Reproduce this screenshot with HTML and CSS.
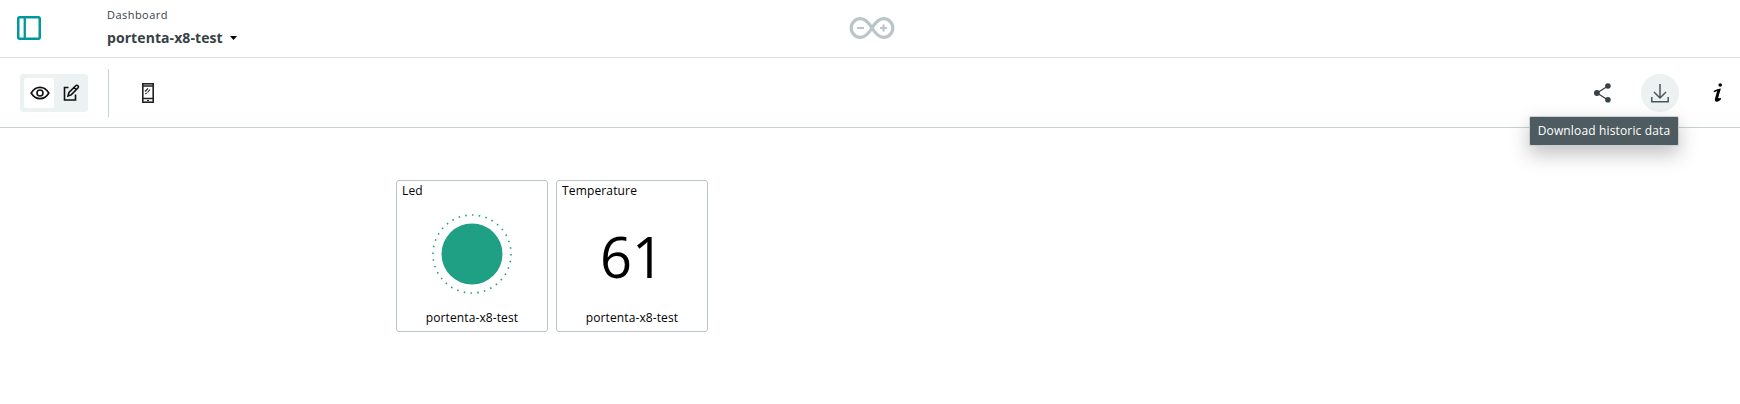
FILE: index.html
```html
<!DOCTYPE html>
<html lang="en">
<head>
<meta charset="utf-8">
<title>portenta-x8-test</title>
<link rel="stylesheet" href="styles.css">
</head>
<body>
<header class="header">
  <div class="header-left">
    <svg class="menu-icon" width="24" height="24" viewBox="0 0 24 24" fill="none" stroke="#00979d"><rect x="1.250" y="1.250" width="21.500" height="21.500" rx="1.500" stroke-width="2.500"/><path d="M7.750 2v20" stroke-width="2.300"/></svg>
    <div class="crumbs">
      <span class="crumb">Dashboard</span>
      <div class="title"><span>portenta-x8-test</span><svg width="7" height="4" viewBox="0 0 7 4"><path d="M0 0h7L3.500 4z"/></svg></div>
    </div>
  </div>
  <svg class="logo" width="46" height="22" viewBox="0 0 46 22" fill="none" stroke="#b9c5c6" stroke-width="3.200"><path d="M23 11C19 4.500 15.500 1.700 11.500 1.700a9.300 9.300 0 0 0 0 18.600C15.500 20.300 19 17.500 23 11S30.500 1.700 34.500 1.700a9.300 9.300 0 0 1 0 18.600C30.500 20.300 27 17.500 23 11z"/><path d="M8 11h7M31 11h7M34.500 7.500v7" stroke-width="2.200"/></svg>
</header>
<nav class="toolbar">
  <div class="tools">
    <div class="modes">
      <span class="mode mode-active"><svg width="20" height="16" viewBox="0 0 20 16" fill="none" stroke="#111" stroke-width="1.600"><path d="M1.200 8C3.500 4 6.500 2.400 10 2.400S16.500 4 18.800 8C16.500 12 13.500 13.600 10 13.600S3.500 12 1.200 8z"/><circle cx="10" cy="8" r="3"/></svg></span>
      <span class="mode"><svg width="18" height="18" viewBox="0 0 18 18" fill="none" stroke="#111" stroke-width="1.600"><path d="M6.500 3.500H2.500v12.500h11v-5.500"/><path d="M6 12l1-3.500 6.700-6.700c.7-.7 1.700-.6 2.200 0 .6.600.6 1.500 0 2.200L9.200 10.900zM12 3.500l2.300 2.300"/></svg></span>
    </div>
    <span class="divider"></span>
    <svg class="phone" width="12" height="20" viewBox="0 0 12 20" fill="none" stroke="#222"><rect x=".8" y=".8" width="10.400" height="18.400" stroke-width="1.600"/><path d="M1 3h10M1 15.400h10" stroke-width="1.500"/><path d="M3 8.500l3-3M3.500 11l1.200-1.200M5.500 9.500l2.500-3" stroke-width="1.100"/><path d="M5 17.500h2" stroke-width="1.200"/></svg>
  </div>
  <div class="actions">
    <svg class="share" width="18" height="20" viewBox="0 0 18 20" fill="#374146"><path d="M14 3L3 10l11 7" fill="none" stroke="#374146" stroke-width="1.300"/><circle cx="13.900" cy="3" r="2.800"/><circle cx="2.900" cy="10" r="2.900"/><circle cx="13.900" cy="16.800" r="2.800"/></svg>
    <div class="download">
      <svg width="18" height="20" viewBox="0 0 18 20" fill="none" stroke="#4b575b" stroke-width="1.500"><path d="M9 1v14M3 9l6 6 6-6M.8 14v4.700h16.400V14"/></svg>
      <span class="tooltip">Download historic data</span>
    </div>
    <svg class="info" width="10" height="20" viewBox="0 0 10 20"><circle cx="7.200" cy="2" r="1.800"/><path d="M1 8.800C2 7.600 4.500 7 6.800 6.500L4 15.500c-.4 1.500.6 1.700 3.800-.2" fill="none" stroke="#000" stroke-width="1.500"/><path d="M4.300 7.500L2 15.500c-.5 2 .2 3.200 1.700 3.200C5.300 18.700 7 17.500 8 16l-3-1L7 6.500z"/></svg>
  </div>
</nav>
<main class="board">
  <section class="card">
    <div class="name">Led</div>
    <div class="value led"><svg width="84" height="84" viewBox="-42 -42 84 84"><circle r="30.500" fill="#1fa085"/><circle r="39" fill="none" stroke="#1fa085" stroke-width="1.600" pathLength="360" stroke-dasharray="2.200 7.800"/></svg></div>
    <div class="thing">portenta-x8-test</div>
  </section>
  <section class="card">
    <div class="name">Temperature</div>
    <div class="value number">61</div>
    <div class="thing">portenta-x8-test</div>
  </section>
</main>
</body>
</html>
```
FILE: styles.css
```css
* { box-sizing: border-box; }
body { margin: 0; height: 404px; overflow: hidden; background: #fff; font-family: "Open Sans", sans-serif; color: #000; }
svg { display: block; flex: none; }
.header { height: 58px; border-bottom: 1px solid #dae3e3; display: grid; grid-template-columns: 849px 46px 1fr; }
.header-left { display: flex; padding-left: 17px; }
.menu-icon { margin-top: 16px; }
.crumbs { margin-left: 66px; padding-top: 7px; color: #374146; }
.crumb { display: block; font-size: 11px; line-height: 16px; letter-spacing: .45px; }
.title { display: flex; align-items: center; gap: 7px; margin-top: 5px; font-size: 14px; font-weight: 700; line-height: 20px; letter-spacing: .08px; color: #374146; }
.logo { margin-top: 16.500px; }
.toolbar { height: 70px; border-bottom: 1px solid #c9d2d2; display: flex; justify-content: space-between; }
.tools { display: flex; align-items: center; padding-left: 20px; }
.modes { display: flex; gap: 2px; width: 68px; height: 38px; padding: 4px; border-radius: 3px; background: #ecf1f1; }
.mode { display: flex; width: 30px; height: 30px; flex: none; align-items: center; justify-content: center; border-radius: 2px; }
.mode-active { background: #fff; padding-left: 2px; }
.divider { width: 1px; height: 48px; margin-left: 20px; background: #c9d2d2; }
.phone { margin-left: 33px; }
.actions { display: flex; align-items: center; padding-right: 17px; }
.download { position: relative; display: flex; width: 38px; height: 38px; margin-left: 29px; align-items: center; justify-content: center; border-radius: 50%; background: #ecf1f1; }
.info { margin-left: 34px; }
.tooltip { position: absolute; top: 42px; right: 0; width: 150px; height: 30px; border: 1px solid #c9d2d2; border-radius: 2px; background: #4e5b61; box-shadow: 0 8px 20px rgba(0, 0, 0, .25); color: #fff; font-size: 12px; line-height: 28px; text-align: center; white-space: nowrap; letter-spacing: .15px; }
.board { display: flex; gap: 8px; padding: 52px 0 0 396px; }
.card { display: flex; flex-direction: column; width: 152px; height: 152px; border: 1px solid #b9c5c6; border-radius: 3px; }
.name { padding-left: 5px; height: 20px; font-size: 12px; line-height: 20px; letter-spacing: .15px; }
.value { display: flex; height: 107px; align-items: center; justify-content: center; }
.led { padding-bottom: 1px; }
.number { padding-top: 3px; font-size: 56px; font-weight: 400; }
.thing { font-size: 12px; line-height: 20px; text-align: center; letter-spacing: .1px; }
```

════════

WHAT THE TASK ASKS: Return the listing above word for word, with the pictures removed.

SOLUTION:
Reproduce this screenshot with HTML and CSS.
FILE: index.html
```html
<!DOCTYPE html>
<html lang="en">
<head>
<meta charset="utf-8">
<title>portenta-x8-test</title>
<link rel="stylesheet" href="styles.css">
</head>
<body>
<header class="header">
  <div class="header-left">
    <svg class="menu-icon" width="24" height="24" viewBox="0 0 24 24" fill="none" stroke="#00979d"><rect x="1.250" y="1.250" width="21.500" height="21.500" rx="1.500" stroke-width="2.500"/><path d="M7.750 2v20" stroke-width="2.300"/></svg>
    <div class="crumbs">
      <span class="crumb">Dashboard</span>
      <div class="title"><span>portenta-x8-test</span><svg width="7" height="4" viewBox="0 0 7 4"><path d="M0 0h7L3.500 4z"/></svg></div>
    </div>
  </div>
  <svg class="logo" width="46" height="22" viewBox="0 0 46 22" fill="none" stroke="#b9c5c6" stroke-width="3.200"><path d="M23 11C19 4.500 15.500 1.700 11.500 1.700a9.300 9.300 0 0 0 0 18.600C15.500 20.300 19 17.500 23 11S30.500 1.700 34.500 1.700a9.300 9.300 0 0 1 0 18.600C30.500 20.300 27 17.500 23 11z"/><path d="M8 11h7M31 11h7M34.500 7.500v7" stroke-width="2.200"/></svg>
</header>
<nav class="toolbar">
  <div class="tools">
    <div class="modes">
      <span class="mode mode-active"><svg width="20" height="16" viewBox="0 0 20 16" fill="none" stroke="#111" stroke-width="1.600"><path d="M1.200 8C3.500 4 6.500 2.400 10 2.400S16.500 4 18.800 8C16.500 12 13.500 13.600 10 13.600S3.500 12 1.200 8z"/><circle cx="10" cy="8" r="3"/></svg></span>
      <span class="mode"><svg width="18" height="18" viewBox="0 0 18 18" fill="none" stroke="#111" stroke-width="1.600"><path d="M6.500 3.500H2.500v12.500h11v-5.500"/><path d="M6 12l1-3.500 6.700-6.700c.7-.7 1.700-.6 2.200 0 .6.600.6 1.500 0 2.200L9.200 10.900zM12 3.500l2.300 2.300"/></svg></span>
    </div>
    <span class="divider"></span>
    <svg class="phone" width="12" height="20" viewBox="0 0 12 20" fill="none" stroke="#222"><rect x=".8" y=".8" width="10.400" height="18.400" stroke-width="1.600"/><path d="M1 3h10M1 15.400h10" stroke-width="1.500"/><path d="M3 8.500l3-3M3.500 11l1.200-1.200M5.500 9.500l2.500-3" stroke-width="1.100"/><path d="M5 17.500h2" stroke-width="1.200"/></svg>
  </div>
  <div class="actions">
    <svg class="share" width="18" height="20" viewBox="0 0 18 20" fill="#374146"><path d="M14 3L3 10l11 7" fill="none" stroke="#374146" stroke-width="1.300"/><circle cx="13.900" cy="3" r="2.800"/><circle cx="2.900" cy="10" r="2.900"/><circle cx="13.900" cy="16.800" r="2.800"/></svg>
    <div class="download">
      <svg width="18" height="20" viewBox="0 0 18 20" fill="none" stroke="#4b575b" stroke-width="1.500"><path d="M9 1v14M3 9l6 6 6-6M.8 14v4.700h16.400V14"/></svg>
      <span class="tooltip">Download historic data</span>
    </div>
    <svg class="info" width="10" height="20" viewBox="0 0 10 20"><circle cx="7.200" cy="2" r="1.800"/><path d="M1 8.800C2 7.600 4.500 7 6.800 6.500L4 15.500c-.4 1.500.6 1.700 3.800-.2" fill="none" stroke="#000" stroke-width="1.500"/><path d="M4.300 7.500L2 15.500c-.5 2 .2 3.200 1.700 3.200C5.300 18.700 7 17.500 8 16l-3-1L7 6.500z"/></svg>
  </div>
</nav>
<main class="board">
  <section class="card">
    <div class="name">Led</div>
    <div class="value led"><svg width="84" height="84" viewBox="-42 -42 84 84"><circle r="30.500" fill="#1fa085"/><circle r="39" fill="none" stroke="#1fa085" stroke-width="1.600" pathLength="360" stroke-dasharray="2.200 7.800"/></svg></div>
    <div class="thing">portenta-x8-test</div>
  </section>
  <section class="card">
    <div class="name">Temperature</div>
    <div class="value number">61</div>
    <div class="thing">portenta-x8-test</div>
  </section>
</main>
</body>
</html>
```
FILE: styles.css
```css
* { box-sizing: border-box; }
body { margin: 0; height: 404px; overflow: hidden; background: #fff; font-family: "Open Sans", sans-serif; color: #000; }
svg { display: block; flex: none; }
.header { height: 58px; border-bottom: 1px solid #dae3e3; display: grid; grid-template-columns: 849px 46px 1fr; }
.header-left { display: flex; padding-left: 17px; }
.menu-icon { margin-top: 16px; }
.crumbs { margin-left: 66px; padding-top: 7px; color: #374146; }
.crumb { display: block; font-size: 11px; line-height: 16px; letter-spacing: .45px; }
.title { display: flex; align-items: center; gap: 7px; margin-top: 5px; font-size: 14px; font-weight: 700; line-height: 20px; letter-spacing: .08px; color: #374146; }
.logo { margin-top: 16.500px; }
.toolbar { height: 70px; border-bottom: 1px solid #c9d2d2; display: flex; justify-content: space-between; }
.tools { display: flex; align-items: center; padding-left: 20px; }
.modes { display: flex; gap: 2px; width: 68px; height: 38px; padding: 4px; border-radius: 3px; background: #ecf1f1; }
.mode { display: flex; width: 30px; height: 30px; flex: none; align-items: center; justify-content: center; border-radius: 2px; }
.mode-active { background: #fff; padding-left: 2px; }
.divider { width: 1px; height: 48px; margin-left: 20px; background: #c9d2d2; }
.phone { margin-left: 33px; }
.actions { display: flex; align-items: center; padding-right: 17px; }
.download { position: relative; display: flex; width: 38px; height: 38px; margin-left: 29px; align-items: center; justify-content: center; border-radius: 50%; background: #ecf1f1; }
.info { margin-left: 34px; }
.tooltip { position: absolute; top: 42px; right: 0; width: 150px; height: 30px; border: 1px solid #c9d2d2; border-radius: 2px; background: #4e5b61; box-shadow: 0 8px 20px rgba(0, 0, 0, .25); color: #fff; font-size: 12px; line-height: 28px; text-align: center; white-space: nowrap; letter-spacing: .15px; }
.board { display: flex; gap: 8px; padding: 52px 0 0 396px; }
.card { display: flex; flex-direction: column; width: 152px; height: 152px; border: 1px solid #b9c5c6; border-radius: 3px; }
.name { padding-left: 5px; height: 20px; font-size: 12px; line-height: 20px; letter-spacing: .15px; }
.value { display: flex; height: 107px; align-items: center; justify-content: center; }
.led { padding-bottom: 1px; }
.number { padding-top: 3px; font-size: 56px; font-weight: 400; }
.thing { font-size: 12px; line-height: 20px; text-align: center; letter-spacing: .1px; }
```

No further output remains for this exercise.